National Civil Rights Museum 2022 Freedom Award Honorees recognized for civil, human rights work
MEMPHIS, Tenn. (WMC) - The 31st annual National Civil Rights Museum Freedom Award honors individuals dedicating their lives to making a difference in the world and their dedication to civil rights.
This year’s honorees include two Pulitzer Prize-winning writers and a Memphis businessman who helped put the Bluff City on the international stage.
Every year, Memphians head to Downtown Memphis to honor the contributions of leaders in civil and human rights, dressed to impress.
The first honoree to take the stage Thursday night was Taylor Branch.
Branch is an author, award-winning producer and public speaker whose trilogy “America in the King Years” followed the life and civil rights legacy of Martin Luther King Jr. He won an Emmy Award for producing a documentary on King in the final years of his life.
Branch shared what this honor means to him.
“It means I didn’t spend my working life in vain, so I’m very pleased,” Branch said. ”I’m thrilled to be here back in Memphis. I’ve been coming here ever since I started researching in 1982, so I’m glad to be back.”
Pulitzer Prize-winning journalist Isabel Wilkerson’s storytelling over the years focuses on the Great Migration, the mass movement of African Americans fleeing the prejudice and racism of the Jim Crow South.
She says being an honoree means everything.
“This is a compilation of so much that I do, so it’s so amazing and wonderful and just magical to be here,” said Wilkerson. “It really is.”
The third and final honoree was FedEx Corporation Founder and Executive Chairman Fred Smith.
Nearly fifty years ago, Smith helped with the revival of the city years after the assassination of Dr.
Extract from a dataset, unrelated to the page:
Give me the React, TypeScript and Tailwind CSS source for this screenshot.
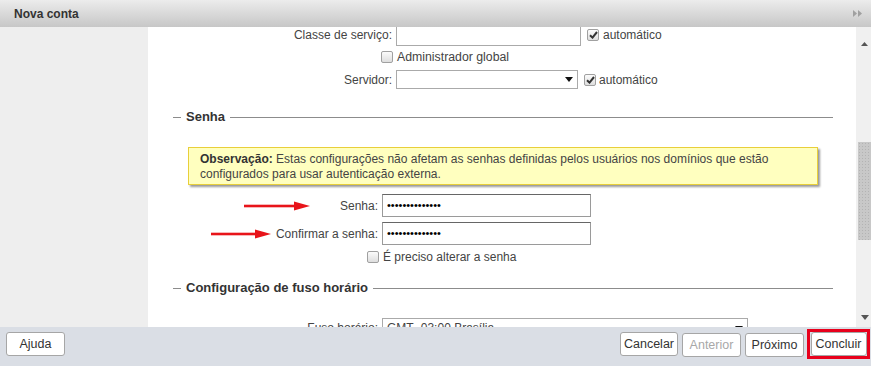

Martin Luther King Jr.
Now, FedEx is the largest employer in Memphis.
Smith was honored for his dedication to diversity and opening the door to opportunity.
“How many great African Americans built FedEx... from pilot, to senior vice president, to engineers to pick up delivery people,” said Fred Smith. “I mean... that’s what it was all about, giving people opportunity.”
Thursday’s ceremony also includes a special tribute to Jeffery Robins, the executive director of the Who We Are Project for his work on criminal and racial justice reform.